As a closed society, these tend to be more polite if, perhaps, less active.  
The same goes with school-based groups - I am a member of Zoomienation but I 
see very little traffic from the forums on there, such as Rock the Kill Chain.

  LinkedIn would be the first open social media I would use - get yourself a 
personal account, search for groups using keywords associated with your career 
goal, and then check out those groups.  Some are more active than others, in my 
experience.  I am a member of two groups associated with the Cyber Security 
Forum Initiative <http://www.csfi.us/> that are very active.  I'm also a member 
of the Smart Grid Executive Forum - which is less active.  I'm also a member of 
the Cyber Weapon Global Discussion - I hardly ever hear from it (it started as 
a discussion about Stuxnet and has basically petered out).  Once you find a 
group that fits your career goal, ask your question.
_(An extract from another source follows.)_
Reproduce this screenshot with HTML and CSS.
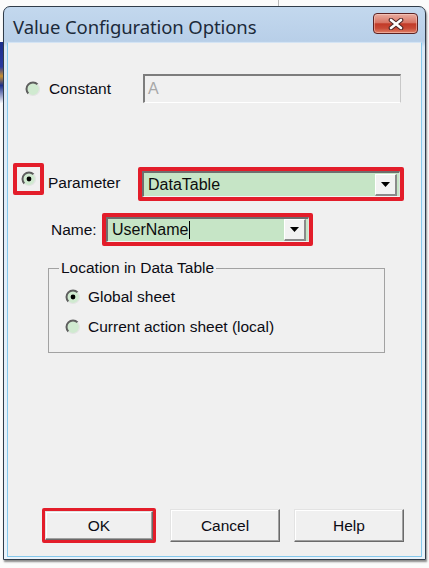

  If you're thinking about a career goal related to creating a startup, then 
try ycombinator's Hacker News <https://news.ycombinator.com/news>.

  If you ask about your career goal on /. or Ars, then you'll get a low signal 
to noise ratio but somewhere in the comments to your Ask Slashdot you're likely 
to find nuggets that tell you how realistic your goal may be.

  I'd avoid putting your question on your Facebook wall or Twitter feed unless 
you've only friended or followed/been followed by knowledgeable technomancers.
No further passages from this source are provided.